Geeks With Blogs

These last few days I attempted Euler Problem 7. It has been an interesting experience since it is the first real Euler problem that I initially attempted to tackle recursion for a solution but eventually bypassed as I found what I considered a simpler way to solve the problem.

In addition to recursion, it was also interesting to see performance issues occur, and how a better understanding of what some of the Seq functions does can dramatically effect the over all performance of the solution.

The Problem

By listing the first six prime numbers: 2, 3, 5, 7, 11, and 13, we can see that the 6th prime is 13.

What is the 10001st prime number?

The Solution

So I had a few hiccups with solving this solution.

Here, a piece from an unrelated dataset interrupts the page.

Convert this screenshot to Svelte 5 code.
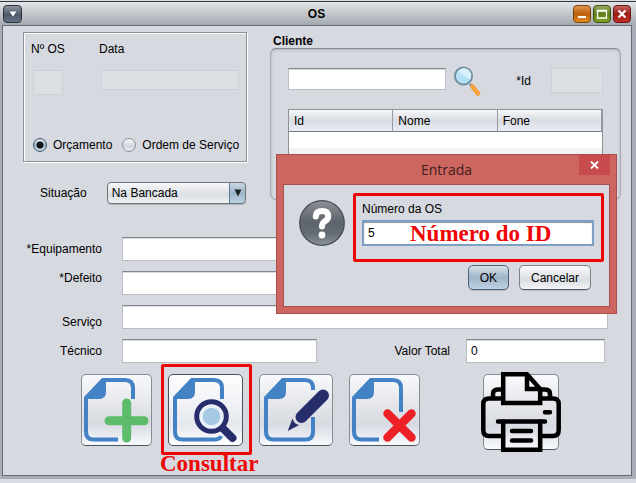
<script>
  let tipo = $state('orcamento');
  let situacao = $state('Na Bancada');
  let numero = $state('5');
  let valor = $state('0');
</script>

{#snippet fold()}
  <path d="M3 25V23L21 4H25V18Q25 25 18 25Z" fill="#4382c4" />
{/snippet}

<main class="frame">
  <header class="titlebar">
    <button class="wbtn menu" aria-label="Menu">
      <svg width="8" height="6" viewBox="0 0 8 6"><path d="M0.5 0.5H7.5L4 5.5Z" fill="#fff" /></svg>
    </button>
    <h1>OS</h1>
    <div class="controls">
      <button class="wbtn min" aria-label="Minimizar">
        <svg width="14" height="14" viewBox="0 0 14 14"><path d="M3 10H11" stroke="#fff" stroke-width="2" /></svg>
      </button>
      <button class="wbtn max" aria-label="Maximizar">
        <svg width="14" height="14" viewBox="0 0 14 14"><path d="M2.5 3.5H11.5V11H2.5ZM2.5 4H11.5" fill="none" stroke="#fff" stroke-width="1.3" /></svg>
      </button>
      <button class="wbtn close" aria-label="Fechar">
        <svg width="14" height="14" viewBox="0 0 14 14"><path d="M3.5 3.5L10.5 10.5M10.5 3.5L3.5 10.5" stroke="#fff" stroke-width="2.2" /></svg>
      </button>
    </div>
  </header>

  <section class="content">
    <div class="top">
      <div class="left">
        <div class="box">
          <div class="fields">
            <div class="col os">
              <label for="nos">Nº OS</label>
              <input id="nos" class="off tall" disabled />
            </div>
            <div class="col data">
              <label for="data">Data</label>
              <input id="data" class="off" disabled />
            </div>
          </div>
          <div class="radios">
            <label><input type="radio" name="tipo" value="orcamento" bind:group={tipo} />Orçamento</label>
            <label><input type="radio" name="tipo" value="ordem" bind:group={tipo} />Ordem de Serviço</label>
          </div>
        </div>
        <div class="situacao">
          <label for="sit">Situação</label>
          <span class="combo">
            <select id="sit" bind:value={situacao}>
              <option>Na Bancada</option>
            </select>
            <svg class="arrow" width="8" height="8" viewBox="0 0 8 8"><path d="M0.5 0.5H7.5L4 7.5Z" fill="#1b2226" /></svg>
          </span>
        </div>
      </div>

      <div class="cliente">
        <h2>Cliente</h2>
        <div class="group">
          <div class="search">
            <input class="field" aria-label="Pesquisar cliente" />
            <svg width="28" height="30" viewBox="0 0 28 30">
              <path d="M17 18L19.5 21.5" stroke="#6d8797" stroke-width="2.5" />
              <path d="M19.5 20.5L25 27.5" stroke="#f7a23b" stroke-width="4.5" stroke-linecap="round" />
              <circle cx="10.5" cy="10" r="8.6" fill="#b5e2f8" stroke="#7390a0" stroke-width="2" />
              <path d="M5 5.5A7.2 7.2 0 0 1 17 13.5Z" fill="#d8f1fc" />
            </svg>
            <label for="cid">*Id</label>
            <input id="cid" class="off tall" disabled />
          </div>
          <table>
            <thead>
              <tr><th>Id</th><th>Nome</th><th>Fone</th></tr>
            </thead>
            <tbody>
              <tr><td></td><td></td><td></td></tr>
              <tr><td></td><td></td><td></td></tr>
              <tr><td></td><td></td><td></td></tr>
            </tbody>
          </table>
        </div>
      </div>
    </div>

    <form class="form" onsubmit={(e) => e.preventDefault()}>
      <label for="equip">*Equipamento</label>
      <input id="equip" class="field" />
      <label for="defeito" class="start">*Defeito</label>
      <input id="defeito" class="field" />
      <label for="servico" class="end">Serviço</label>
      <input id="servico" class="field" />
      <label for="tecnico">Técnico</label>
      <div class="split">
        <input id="tecnico" class="field" />
        <label for="total">Valor Total</label>
        <input id="total" class="field" bind:value={valor} />
      </div>
    </form>

    <div class="actions">
      <button class="tool" aria-label="Adicionar">
        <svg width="71" height="72" viewBox="0 0 71 72">
          {@render fold()}
          <path d="M5 23V58Q5 65.5 12.5 65.5H37M22 6H44Q52 6 52 14V25" fill="none" stroke="#4382c4" stroke-width="4" />
          <path d="M45.7 29V64M28 46.7H63" stroke="#5cbc6b" stroke-width="9" stroke-linecap="round" />
        </svg>
      </button>

      <div class="marked">
        <button class="tool wide focus" aria-label="Consultar">
          <svg width="71" height="72" viewBox="0 0 71 72">
            {@render fold()}
            <path d="M5 23V58Q5 65.5 12.5 65.5H44Q50 65.5 51 62M22 6H44Q52 6 52 14V25" fill="none" stroke="#4382c4" stroke-width="4" />
            <path d="M52 53.5L62.5 64" stroke="#272c6b" stroke-width="8" stroke-linecap="round" />
            <circle cx="41.5" cy="42.5" r="14.8" fill="#e9f0f8" stroke="#272c6b" stroke-width="5" />
            <circle cx="41.5" cy="42.5" r="8.8" fill="#a5c9e3" />
          </svg>
        </button>
        <span class="ring"></span>
        <strong class="note caption">Consultar</strong>
      </div>

      <button class="tool mid" aria-label="Editar">
        <svg width="71" height="72" viewBox="0 0 71 72">
          {@render fold()}
          <path d="M52 43V58Q52 65.5 44.5 65.5H12.5Q5 65.5 5 58V23M22 6H44Q52 6 52 14V16" fill="none" stroke="#4382c4" stroke-width="4" />
          <path d="M62 21.5L40.5 43" stroke="#272c6b" stroke-width="12" stroke-linecap="round" />
          <path d="M26.7 57L31.5 44.5Q33 50 38.2 51Z" fill="#272c6b" />
        </svg>
      </button>

      <button class="tool" aria-label="Excluir">
        <svg width="71" height="72" viewBox="0 0 71 72">
          {@render fold()}
          <path d="M5 23V58Q5 65.5 12.5 65.5H30M22 6H44Q52 6 52 14V38" fill="none" stroke="#4382c4" stroke-width="4" />
          <path d="M38.5 39.5L62.5 63.5M62.5 39.5L38.5 63.5" stroke="#ee2027" stroke-width="8.5" stroke-linecap="round" />
        </svg>
      </button>

      <button class="tool print" aria-label="Imprimir">
        <svg width="80" height="80" viewBox="0 0 80 80" fill="none" stroke="#000" stroke-width="4.5" stroke-linecap="round" stroke-linejoin="round">
          <path d="M22 64H8Q2.3 64 2.3 58V32Q2.3 26.5 8 26.5H22M59 26.5H72Q77.7 26.5 77.7 32V58Q77.7 64 72 64H59" />
          <path d="M12 25V22Q12 17.5 17 17.5H21M60 17.5H64Q69 17.5 69 22V25" />
          <path d="M22.2 2.3H46L59.2 17V31H22.2ZM46 2.3V17H59.2" stroke-linejoin="miter" />
          <path d="M17 49.5H64M64 40.3H69M31 59H50M31 68.5H50" />
          <path d="M22.2 49.5V77.7H59.2V49.5" stroke-linejoin="miter" />
        </svg>
      </button>
    </div>
  </section>

  <div class="dialog" role="dialog" aria-labelledby="dlg">
    <div class="dtitle">
      <h2 id="dlg">Entrada</h2>
      <button class="x" aria-label="Fechar diálogo">
        <svg width="9" height="8" viewBox="0 0 9 8"><path d="M1 0.5L8 7.5M8 0.5L1 7.5" stroke="#fff" stroke-width="1.8" /></svg>
      </button>
    </div>
    <div class="dbody">
      <div class="ask">
        <svg width="46" height="46" viewBox="0 0 46 46">
          <defs>
            <linearGradient id="q" x1="0" y1="0" x2="0" y2="1">
              <stop offset="0" stop-color="#8b9096" />
              <stop offset="0.48" stop-color="#5e646b" />
              <stop offset="0.75" stop-color="#666c73" />
              <stop offset="1" stop-color="#8c949d" />
            </linearGradient>
          </defs>
          <circle cx="23" cy="23" r="22.3" fill="url(#q)" stroke="#454b53" stroke-width="1.2" />
          <path d="M16.8 16.5Q17 11 23 11Q29.2 11 29.2 16.2Q29.2 19.4 25.8 21.3Q23 23 23 26.5" fill="none" stroke="#fff" stroke-width="6" stroke-linecap="round" />
          <circle cx="23" cy="35" r="3.4" fill="#fff" />
        </svg>
        <div class="entry">
          <label for="num">Número da OS</label>
          <div class="numwrap">
            <input id="num" bind:value={numero} />
            <strong class="note hint">Número do ID</strong>
          </div>
        </div>
      </div>
      <div class="dbuttons">
        <button class="btn default">OK</button>
        <button class="btn">Cancelar</button>
      </div>
    </div>
  </div>
</main>

<style>
  :global(body) {
    margin: 0;
    background: #d9dce2;
  }
  * {
    box-sizing: border-box;
  }
  .frame {
    position: relative;
    margin-top: 1px;
    border-top: 1px solid #2f3c3e;
    padding: 0 4px 3px 2px;
    background: #a8adb7;
    font: 12px/14px "Liberation Sans", Arial, sans-serif;
    color: #000;
  }
  h1,
  h2 {
    margin: 0;
    font-size: 12px;
    line-height: 14px;
  }
  button {
    padding: 0;
    font: inherit;
    color: inherit;
  }
  svg {
    display: block;
    flex: none;
  }
  .titlebar {
    display: flex;
    align-items: center;
    height: 23px;
    margin: 0 -4px 0 -2px;
    padding: 0 5px 0 3px;
    background: linear-gradient(#e3e5e8, #c9ccd1 40%, #a5aab2);
  }
  h1 {
    flex: 1;
    padding-left: 38px;
    text-align: center;
  }
  .wbtn {
    display: flex;
    align-items: center;
    justify-content: center;
    width: 18px;
    height: 18px;
    border: 1px solid #333;
    border-radius: 4px;
  }
  .menu {
    width: 19px;
    border-color: #2c333f;
    background: linear-gradient(#8d95a3, #4c5768 55%, #667286);
  }
  .controls {
    display: flex;
    gap: 2px;
  }
  .min {
    border-color: #7d4310;
    background: linear-gradient(#dd9650, #bd5f0c 50%, #e18a20);
  }
  .max {
    border-color: #3c5213;
    background: linear-gradient(#98ab62, #5f7d16 50%, #81a224);
  }
  .close {
    border-color: #661615;
    background: linear-gradient(#c66863, #9c1a13 50%, #c33026);
  }
  .content {
    border: 1px solid #656b77;
    padding: 6px 10px 25px 20px;
    background: #d6d9df;
  }
  .top {
    display: flex;
    gap: 23px;
  }
  .left {
    flex: none;
    width: 224px;
  }
  .box {
    height: 130px;
    border: 1px solid #8d9096;
    padding: 9px 7px;
    box-shadow: inset 1px 1px #fff, 1px 1px #fff;
    display: flex;
    flex-direction: column;
    justify-content: space-between;
  }
  .fields {
    display: flex;
  }
  .col {
    display: flex;
    flex-direction: column;
    gap: 14px;
  }
  .col input {
    margin-left: 2px;
  }
  .os {
    flex: none;
    width: 68px;
  }
  .os input {
    width: 30px;
  }
  .data {
    flex: 1;
    min-width: 0;
  }
  input {
    min-width: 0;
    margin: 0;
    border-radius: 0;
    font: inherit;
    color: inherit;
    outline: none;
  }
  .off {
    height: 20px;
    border: 1px solid #cdd0d5;
    background: #dcdfe3;
  }
  .off.tall {
    height: 25px;
  }
  .field {
    height: 24px;
    padding: 0 4px;
    border: 1px solid #b9bcc2;
    border-top-color: #82868e;
    background: #fff;
    box-shadow: inset 0 1px #d9dbde;
  }
  .radios {
    display: flex;
    gap: 10px;
    padding-left: 2px;
    white-space: nowrap;
  }
  .radios label {
    display: flex;
    align-items: center;
    gap: 6px;
  }
  input[type="radio"] {
    appearance: none;
    width: 14px;
    height: 14px;
    border: 1px solid #8a8f98;
    border-radius: 50%;
    background: linear-gradient(#f8f9fa, #d2d5db 60%, #eceef1);
  }
  input[type="radio"]:checked {
    border-color: #3f5468;
    background: radial-gradient(circle, #10151a 3px, transparent 4px), linear-gradient(#dfe8ef, #a0b8cb 50%, #c2d5e3);
  }
  .situacao {
    display: flex;
    align-items: center;
    gap: 20px;
    margin-top: 20px;
    padding: 0 1px 0 17px;
  }
  .combo {
    position: relative;
    flex: 1;
    display: flex;
  }
  select {
    appearance: none;
    width: 100%;
    height: 22px;
    padding: 0 20px 0 4px;
    border: 1px solid #6d727b;
    border-radius: 4px;
    background:
      linear-gradient(90deg, #5f7c94 1px, transparent 1px) right / 16px 100% no-repeat,
      linear-gradient(#cbd9e4, #9db6ca 50%, #bdd2e2) right / 16px 100% no-repeat,
      linear-gradient(#f8f8fa, #dadde2 60%, #f0f2f5);
    box-shadow: 0 1px #b2b6bd;
    font: inherit;
    color: inherit;
  }
  .arrow {
    position: absolute;
    right: 4px;
    top: 7px;
    pointer-events: none;
  }
  .cliente {
    flex: 1;
    min-width: 0;
  }
  .cliente h2 {
    padding: 2px 3px 0;
  }
  .group {
    height: 152px;
    border: 1px solid #a5a8af;
    border-top-color: #85898f;
    border-radius: 6px;
    padding: 17px 17px 0;
    box-shadow: inset 0 1px 3px #b0b3ba;
    overflow: hidden;
  }
  .search {
    display: flex;
    height: 43px;
    align-items: flex-start;
  }
  .search .field {
    flex: 1;
    height: 22px;
    margin: 2px 7px 0 0;
  }
  .search label {
    margin: 8px 20px 0 35px;
  }
  .search .off {
    width: 52px;
    margin-top: 2px;
  }
  table {
    width: 100%;
    border: 1px solid #8d9198;
    border-spacing: 0;
    table-layout: fixed;
    background: #fff;
  }
  th {
    height: 22px;
    padding: 0 5px;
    border-right: 1px solid #969ba4;
    border-bottom: 1px solid #737983;
    background: linear-gradient(#f6f7f8, #d9dce2 50%, #eaedf3);
    font-weight: normal;
    text-align: left;
  }
  td {
    height: 16px;
    padding: 0;
  }
  tbody tr:nth-child(even) {
    background: #f2f2f2;
  }
  .form {
    display: grid;
    grid-template-columns: 79px 1fr;
    column-gap: 20px;
    row-gap: 10px;
    margin: 33px 13px 0 0;
    align-items: center;
  }
  .form > label {
    text-align: right;
  }
  .form .start {
    align-self: start;
  }
  .form .end {
    align-self: end;
  }
  .split {
    display: flex;
    align-items: center;
    padding-right: 3px;
  }
  #tecnico {
    flex: 197;
  }
  .split label {
    flex: none;
    margin: 0 16px 0 77px;
  }
  #total {
    flex: 137;
  }
  .actions {
    display: flex;
    align-items: flex-start;
    gap: 16px;
    margin-top: 11px;
    padding: 0 62px 0 58px;
  }
  .tool {
    display: flex;
    align-items: center;
    justify-content: center;
    flex: none;
    width: 71px;
    height: 72px;
    border: 1px solid #878c94;
    border-bottom-color: #4d525a;
    border-radius: 5px;
    background: linear-gradient(#f8f9fb, #e3e5e9 45%, #d7dae0 70%, #f7f9fd);
  }
  .tool.wide {
    width: 75px;
  }
  .tool.mid {
    width: 74px;
  }
  .tool.focus {
    border-color: #4d525a;
    background: linear-gradient(#fdfdfe, #eff1f5 45%, #e4e7ed 70%, #fff);
  }
  .tool.print {
    width: 76px;
    height: 76px;
    margin-left: auto;
  }
  .marked {
    position: relative;
  }
  .ring {
    position: absolute;
    inset: -10px -9px -9px -7px;
    border: 3px solid #ee0606;
    border-radius: 2px;
    pointer-events: none;
  }
  .note {
    position: absolute;
    font: bold 23px/24px "Liberation Serif", "Times New Roman", serif;
    color: #ee0606;
    white-space: nowrap;
    pointer-events: none;
  }
  .caption {
    left: -8px;
    top: 78px;
  }
  .dialog {
    position: absolute;
    top: 152px;
    right: 19px;
    width: 341px;
    border: 1px solid #a94e4a;
    padding: 0 6px 6px;
    background: #cd665f;
  }
  .dtitle {
    display: flex;
    align-items: flex-start;
    height: 29px;
  }
  .dtitle h2 {
    flex: 1;
    padding: 5px 0 0 31px;
    font: 14px/20px "Open Sans", "Noto Sans", sans-serif;
    color: #40201e;
    text-align: center;
  }
  .x {
    display: flex;
    align-items: center;
    justify-content: center;
    width: 31px;
    height: 20px;
    border: 0;
    background: #c84c4d;
  }
  .dbody {
    height: 123px;
    border: 1px solid #a94e4a;
    padding: 8px 5px 0 15px;
    background: #d6d9df;
  }
  .ask {
    display: flex;
    gap: 8px;
  }
  .ask svg {
    margin-top: 7px;
  }
  .entry {
    flex: 1;
    height: 69px;
    border: 3px solid #ee0606;
    border-radius: 2px;
    padding: 6px 7px 0 6px;
  }
  .entry label {
    display: block;
  }
  .numwrap {
    position: relative;
    margin-top: 4px;
  }
  #num {
    display: block;
    width: 100%;
    height: 26px;
    padding: 0 4px;
    border: 2px solid #7ba0c4;
    background: #fff;
    box-shadow: inset 0 1px 1px #8d9197;
  }
  .hint {
    left: 48px;
    top: 2px;
  }
  .dbuttons {
    display: flex;
    justify-content: flex-end;
    gap: 10px;
    padding: 3px 13px 0 0;
  }
  .btn {
    height: 25px;
    padding: 0 11px;
    border: 1px solid #7b7f87;
    border-bottom-color: #555a62;
    border-radius: 5px;
    background: linear-gradient(#fafafb, #dadde2 60%, #f2f4f7);
    box-shadow: 0 1px #b8bcc3;
  }
  .default {
    border-color: #4a6177;
    background: linear-gradient(#d7e1e9, #9fb6c9 50%, #bdd1e1);
  }
</style>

First of all with my initial attempt I used trial division to try and check if a number was prime or not. This soon turned out to be impractical because of the number of comparisons I would need to perform to get to the solution. After having a look at how several other people solved this problem I did notice what I would consider to be an elegant approach to checking whether a number is prime or not.

Since I would need to check all the numbers that I came across on whether they were prime or not, it stood to reason that one way to solve the problem was to find the smallest prime, and then the next one and the next one. Since I would have all smaller primes stored, instead of using trial division, I could simply compare the candidate number with all the previously found primes, and if none of the previous primes divided perfectly into the candidate, then I would know that the candidate was also a prime.

Initially my code to achieve this looked something like the following…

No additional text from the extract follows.